The last time I wrote a post, I talked about worry overriding my enjoyment of picking blueberries. The first thing that I had been worrying about was my kids eating blueberries and announcing it to anyone within 50 yards of us.
The second thing I found myself worrying about had to do with my mother-in-law and my sister-in-law. As I said previously, they had gone and picked blueberries the week before. They knew that I wanted to get out and pick some and they also know how difficult it can be for me to get certain things done with three kids hanging around. And so they offered to come with me and help me out. My mother-in-law worked next to me, picking berries and keeping the boys from getting into trouble. My sister-in-law spent the morning pushing Caia around in a stroller and then walking with Truett once he left the blueberry patch.
They volunteered to do this. And yet, I found myself worrying and feeling guilty. What if they only wanted to be out there for a half hour and I was still picking after an hour?
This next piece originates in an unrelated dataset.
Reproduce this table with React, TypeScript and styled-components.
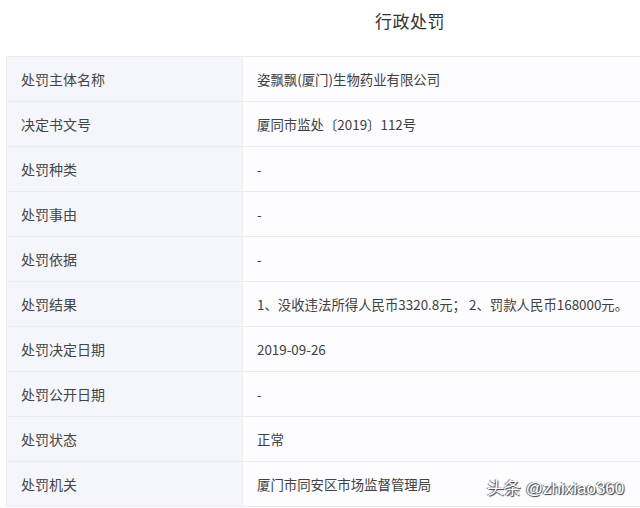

What if Caia was screaming her head off and Libby was bothered that I was taking too long? What if Bev was keeping her cool on the surface but was internally frustrated with the kids and was wishing that I would hurry up?
Again, I was worrying about what other people may, or may not, have been thinking. I think this is a fairly common thing. It isn't a bad thing for me to be concerned about Bev and Lib's feelings. But there has to be a point when I trust that Libby and Bev would tell me if they were ready to go or wanted me to hurry it up. And I had to remind myself of that as I was picking. I had to trust that their offer to help me was genuine and that I wasn't a bother to them. Not the easiest thing to do.
So as I picked blueberries and worried about the thoughts of everyone around me, I think God was trying to teach me to just let go. I can't control what other people think of me or my kids. And when I spend my time worrying about it, the only person that is affected by that is me. Who would have thought picking blueberries could be such a deep experience? :)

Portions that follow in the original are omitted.